TM: “Beyond the epic Skype chats we have had some quality time in the same room! It’s pleasantly familiar after many years grafting in separate studios to be back in the same space creating again. The tools are now mostly virtual so it’s more mousing than knob-tweaking but essentially it’s the same process.”

How awkward was it to reprise the partnership – in terms of making decisions, dividing the workload – after such a long time apart?

TM: “Surprisingly easy to get back into the flow and not at all awkward. Time and experience have made decision-making fast and intuitive. We know the music inside out, so it’s mostly about creative direction and production problem solving. Obviously there are differences in our tastes and production methods and there are the odd debates but we’re both easygoing to start with so the inevitable compromises aren’t too difficult to swallow.”

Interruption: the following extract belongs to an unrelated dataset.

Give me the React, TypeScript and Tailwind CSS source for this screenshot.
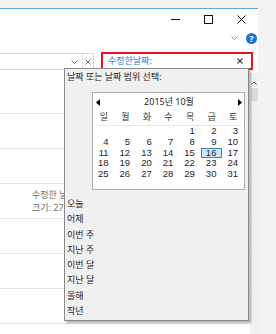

Still, the situation must’ve been very different to the early 90s, squeezing stuff into busy schedules rather than sitting down together and taking as long as you need to do everything…

TM: “Oh, for the luxury of time! It’s unbelievable how little of it there seems to be at the moment, juggling so many projects, and more than a little frustrating knowing that with a clear diary, less personal commitments and some investment from a label we could produce some amazing new music together.”

MP: “Tom and I are very different people, and that’s  always what made the project work. We went out separate ways in the late 90s, and it made sense for that to happen, but we’ve always kept in touch, and we DJ’ved to gether on and off, and you always wonder realistically how it’s going to work, because we like similar things and like different things. Even when I was doing stuff in different genres – the stressful part of it is the scheduling, you know I had literally no time between finishing the Africa Hitech tour and doing the Global Communication show, I didn’t sleep for three days, we just had to do it, it was one of those situations that make you pull yourself together and just do it.

“I was really happy with the first two [GC] gigs, the visuals were really important, the guy did a great job, responses were really good. It’s strange performing music that you made 15 years ago, but then it was mad, you’ve got people there, and you want to make it as good as you can; there were moments when you’re having mad feelings, you know, wow, we’re actually doing this, I’m playing mellotron choir pads over original songs from 20 years ago, we’re actually playing this live! And it’s weird, because 76:14 isn’t something that I listen to often either. All of a sudden…you’re almost back to that time.”